[Given exercise] Among the following entries, count the lines that contain "code" and report only the result.

[Entries supplied]
* * * * * * * * *

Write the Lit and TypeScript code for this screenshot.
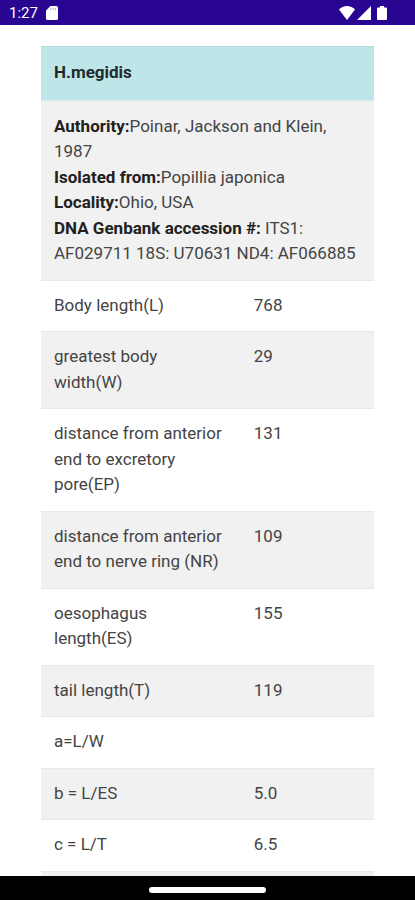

* * * * * * * * *

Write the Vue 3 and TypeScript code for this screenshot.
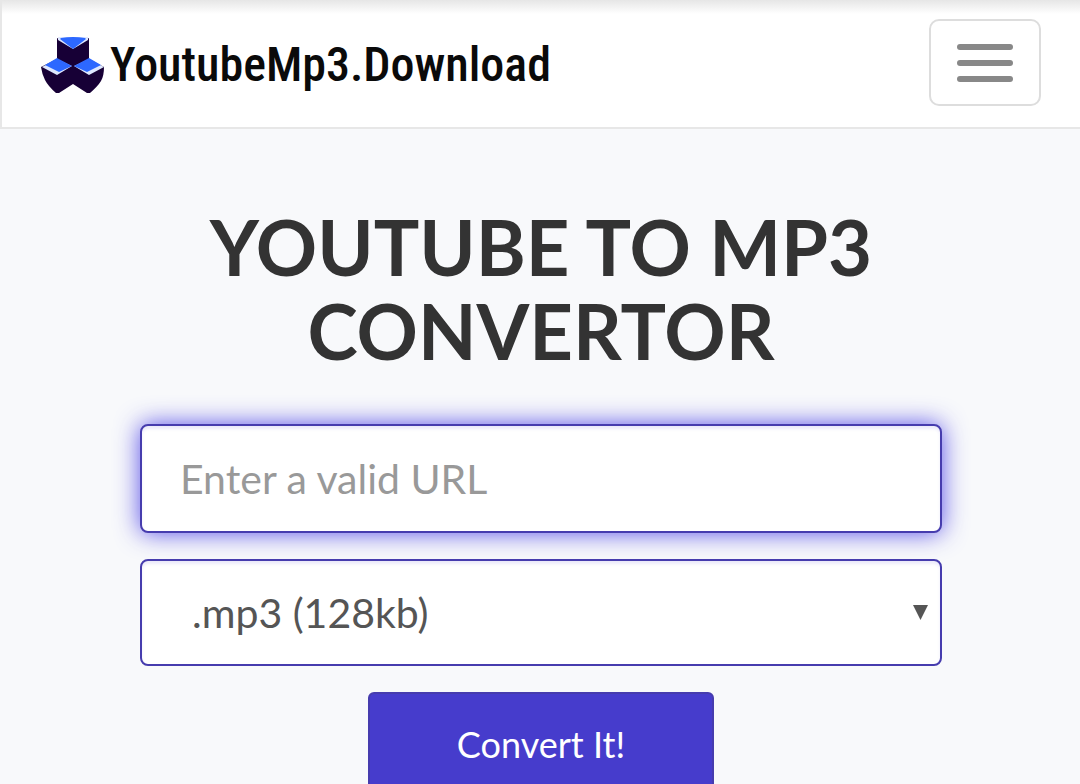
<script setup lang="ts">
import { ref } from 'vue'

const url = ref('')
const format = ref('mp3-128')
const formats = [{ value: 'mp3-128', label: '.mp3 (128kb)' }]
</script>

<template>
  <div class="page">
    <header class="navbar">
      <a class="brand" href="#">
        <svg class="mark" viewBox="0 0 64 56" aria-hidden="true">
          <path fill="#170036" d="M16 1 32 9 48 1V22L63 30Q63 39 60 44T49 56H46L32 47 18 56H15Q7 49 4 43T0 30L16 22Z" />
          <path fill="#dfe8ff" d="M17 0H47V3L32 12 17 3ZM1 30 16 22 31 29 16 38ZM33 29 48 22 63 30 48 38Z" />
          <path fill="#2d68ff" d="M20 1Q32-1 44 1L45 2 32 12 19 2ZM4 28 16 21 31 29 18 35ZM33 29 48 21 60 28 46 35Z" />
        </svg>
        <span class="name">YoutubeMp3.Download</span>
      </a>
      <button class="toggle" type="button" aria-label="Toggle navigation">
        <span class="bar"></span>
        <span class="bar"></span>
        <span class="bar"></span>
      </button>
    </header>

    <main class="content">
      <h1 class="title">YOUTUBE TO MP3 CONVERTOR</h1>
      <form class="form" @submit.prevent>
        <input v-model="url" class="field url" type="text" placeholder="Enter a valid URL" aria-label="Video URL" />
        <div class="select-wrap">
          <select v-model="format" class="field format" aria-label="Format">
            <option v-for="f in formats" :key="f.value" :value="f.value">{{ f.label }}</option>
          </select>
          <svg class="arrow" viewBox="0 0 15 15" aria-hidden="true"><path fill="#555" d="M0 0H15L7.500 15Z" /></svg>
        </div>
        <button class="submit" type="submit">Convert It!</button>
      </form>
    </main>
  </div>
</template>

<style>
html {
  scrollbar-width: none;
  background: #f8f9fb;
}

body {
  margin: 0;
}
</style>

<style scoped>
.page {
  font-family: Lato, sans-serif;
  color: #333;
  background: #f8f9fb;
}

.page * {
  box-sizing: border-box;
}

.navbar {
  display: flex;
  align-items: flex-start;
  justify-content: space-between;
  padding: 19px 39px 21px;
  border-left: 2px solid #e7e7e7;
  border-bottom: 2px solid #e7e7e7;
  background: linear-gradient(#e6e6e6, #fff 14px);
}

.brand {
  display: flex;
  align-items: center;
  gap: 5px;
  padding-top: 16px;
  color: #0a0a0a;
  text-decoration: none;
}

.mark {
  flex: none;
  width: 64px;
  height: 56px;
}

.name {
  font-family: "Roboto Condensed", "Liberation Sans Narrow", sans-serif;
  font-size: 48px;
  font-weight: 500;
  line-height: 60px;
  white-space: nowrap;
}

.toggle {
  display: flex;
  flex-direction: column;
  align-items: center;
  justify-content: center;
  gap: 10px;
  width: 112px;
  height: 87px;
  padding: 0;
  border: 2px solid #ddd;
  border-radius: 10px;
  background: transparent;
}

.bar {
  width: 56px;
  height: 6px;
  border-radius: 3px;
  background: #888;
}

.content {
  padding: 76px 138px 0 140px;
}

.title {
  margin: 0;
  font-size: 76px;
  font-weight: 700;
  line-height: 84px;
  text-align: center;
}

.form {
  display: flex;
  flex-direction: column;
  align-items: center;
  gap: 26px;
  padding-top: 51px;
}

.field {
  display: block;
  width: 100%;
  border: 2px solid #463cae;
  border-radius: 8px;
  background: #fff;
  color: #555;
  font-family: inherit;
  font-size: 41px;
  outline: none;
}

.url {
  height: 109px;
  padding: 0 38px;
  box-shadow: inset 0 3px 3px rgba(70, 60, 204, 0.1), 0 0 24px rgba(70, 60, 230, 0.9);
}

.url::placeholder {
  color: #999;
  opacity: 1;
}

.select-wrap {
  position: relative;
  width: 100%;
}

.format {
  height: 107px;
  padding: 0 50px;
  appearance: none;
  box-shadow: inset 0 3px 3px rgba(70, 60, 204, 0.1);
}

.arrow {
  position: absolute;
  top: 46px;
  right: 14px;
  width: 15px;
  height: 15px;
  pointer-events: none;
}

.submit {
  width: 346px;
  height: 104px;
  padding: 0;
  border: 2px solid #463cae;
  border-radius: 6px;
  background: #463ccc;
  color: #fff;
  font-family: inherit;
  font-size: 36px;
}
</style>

* * * * * * * * *

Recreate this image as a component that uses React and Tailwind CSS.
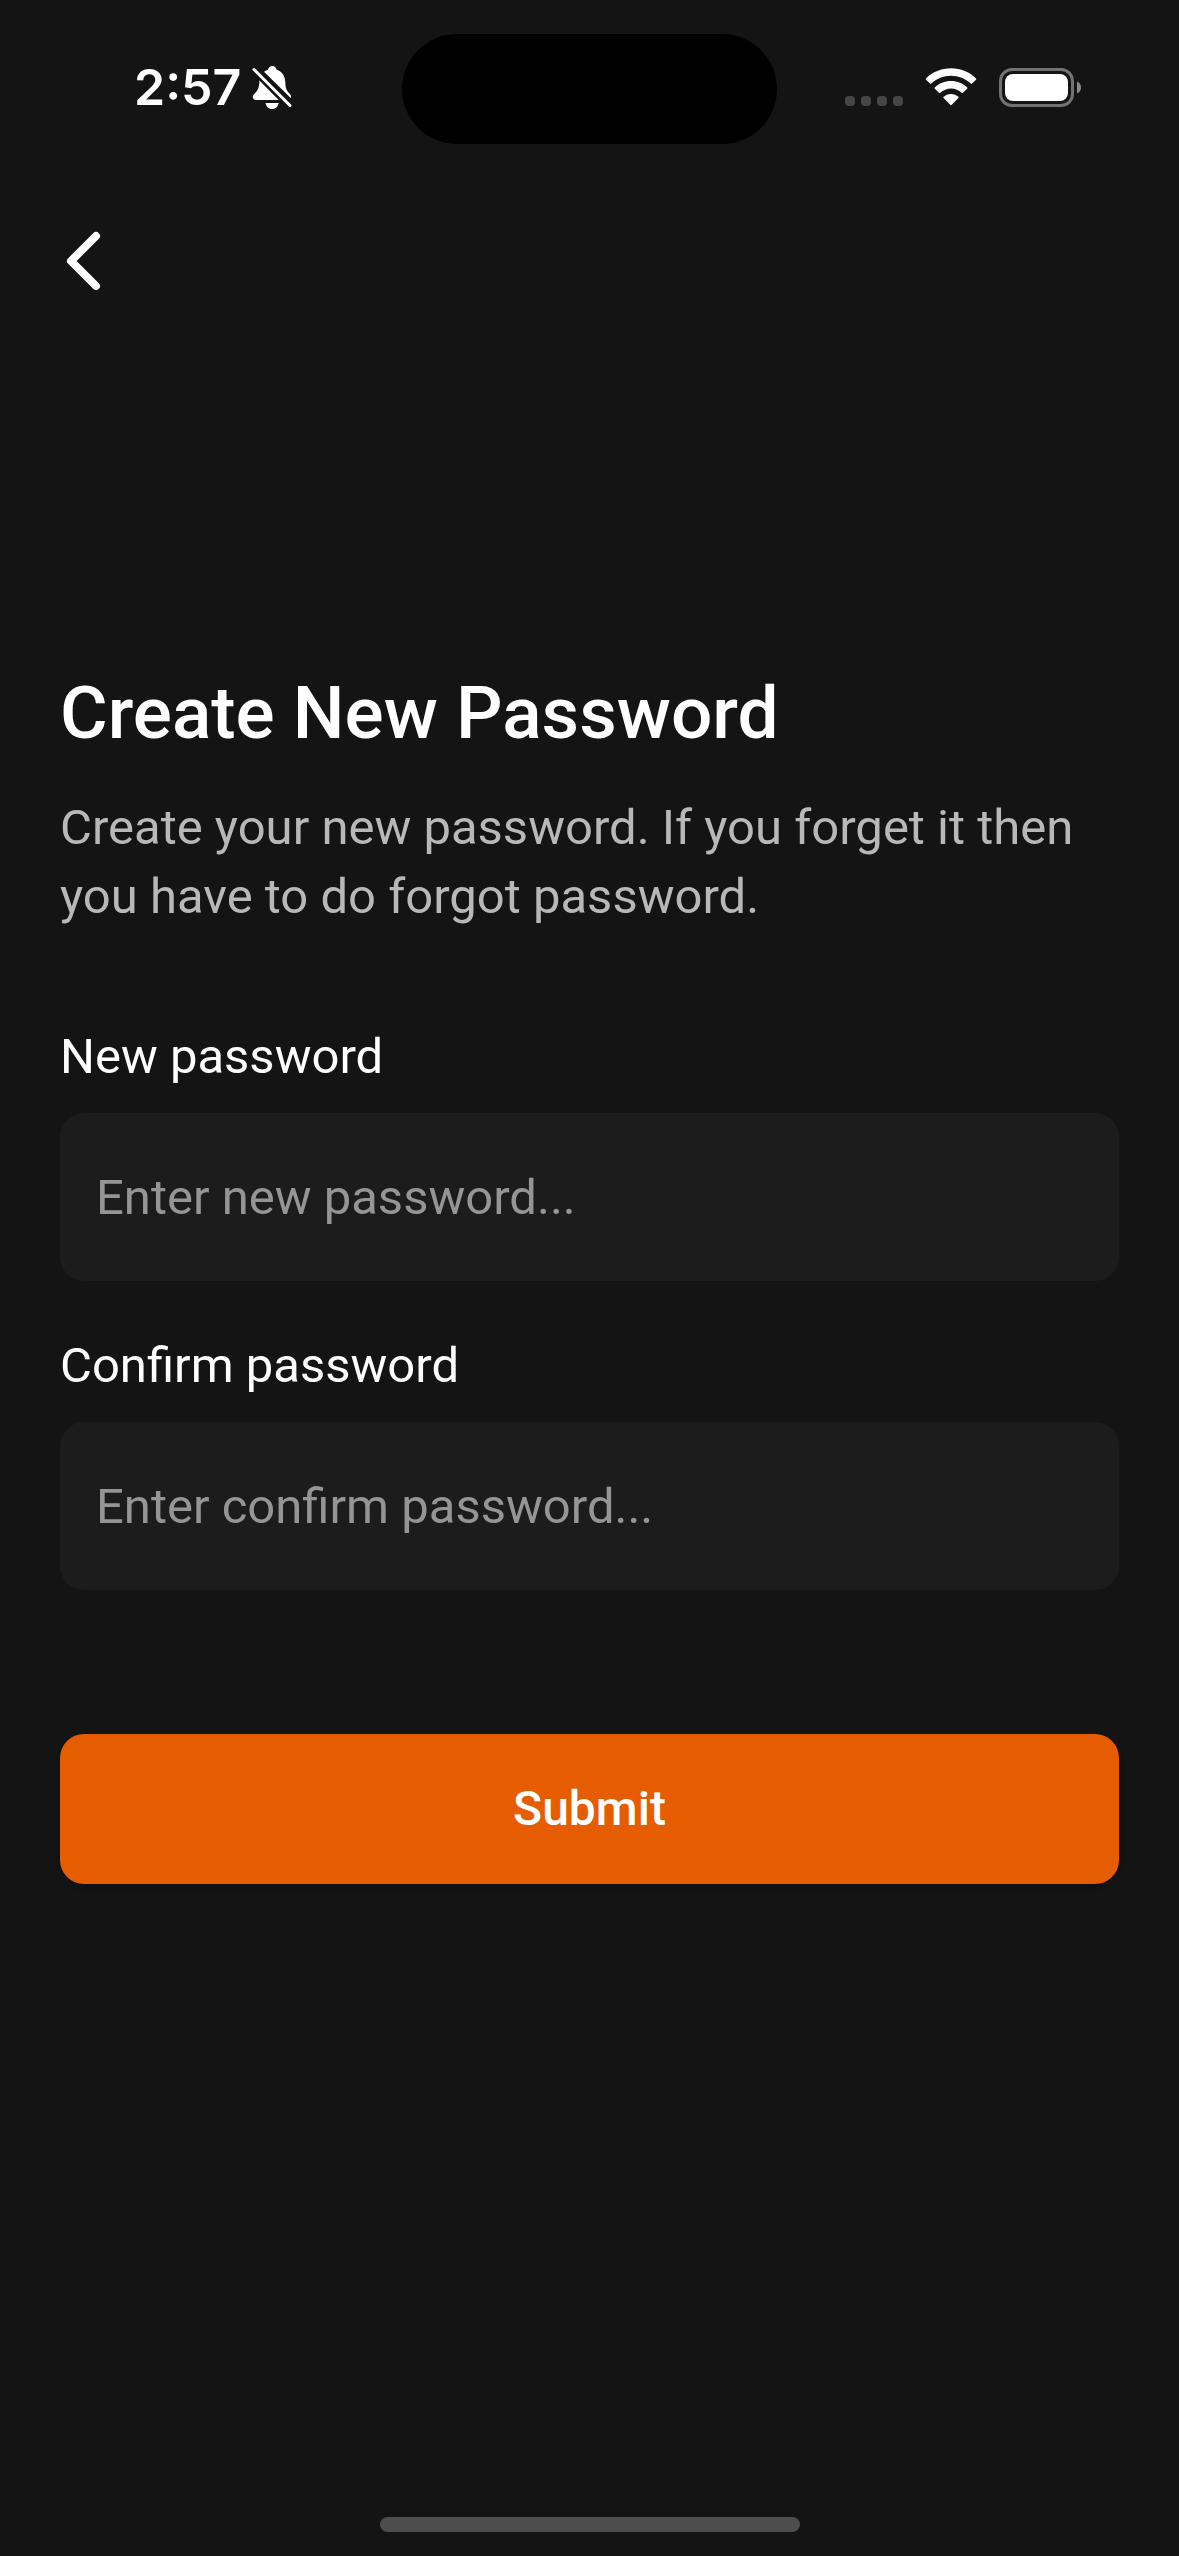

* * * * * * * * *

[Answer to this task] 2